I loved the gentle simplicity of this tale. For Bontche a hot roll with butter was heaven. We can’t go very wrong in finding pleasure in the simple things in life.

Recently however, I came across the to me unknown, unabridged version. It has somewhat of a different slant than mine. Here it is told how Bontche after dying is judged by a heavenly tribunal. The defense-attorney angel passionately brings to mind his life of super-human piety. Even the prosecuting-attorney angel can not recount anything bad or negative against this suffering, gentle soul. When the Almighty as judge finally has a word, He informs Bontche that he was misunderstood on earth, even by himself. It wasn’t necessary for him to suffer in silence. By crying out he could have shaken the earth.
          “You never understood your sleeping strength.” 
While his silence was never rewarded in that world, in Paradise it will be rewarded. Not only a small portion of it is available to him. Everything is at his disposal. 
           “...for you there is everything. Whatever you want. Everything is yours!” ..
           “Really?”
         “Really! I tell you, everything is yours. Everything in Paradise is yours. Choose. Take. 
           Whatever you want....”
         “Well then what I would like Your Excellency, is to have, every morning for breakfast, 
            a hot roll with fresh butter.”

Here my version ended.

But Isaac Peretz didn’t end his original story there. His had a few important lines more following Bontche’s request:

A silence falls upon the great hall, and it is more terrible than Bontche’s has ever been, 
and slowly the judge and the angels bend their heads in shame 
at this unending meekness they have created on earth.
Then the silence is shattered. The prosecutor laughs aloud, a bitter laugh.
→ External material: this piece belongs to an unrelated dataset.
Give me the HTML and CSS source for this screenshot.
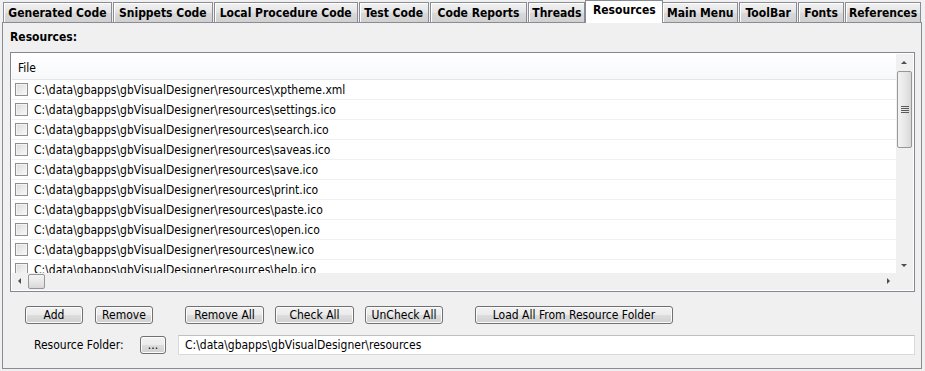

Rabbi Shlomo Riskin on the website Ohr Torah Stone writes on these lines:

“Obviously Peretz's message is that the greatest tragedy of suffering, the worst fall-out of an unjust world, is that it robs its victims of the ability to dream, it makes it impossible for them to have the breadth of vision to even contemplate the possibility of redemption. Poor Bontche. The evil world had so constricted his imagination that the best he could conjure up for himself and for humanity was a hot roll and butter each morning!

I can settle for my short version of Bontche Schweig. It has a simple truth and charm to it.

But I prefer the longer version. It stirs and wakens. And I just love the way this wise Jewish tale acts as background every time I ask someone during a spiritual direction session: “What do you think God is hoping for you?” We need to be reminded of the infinite horizon.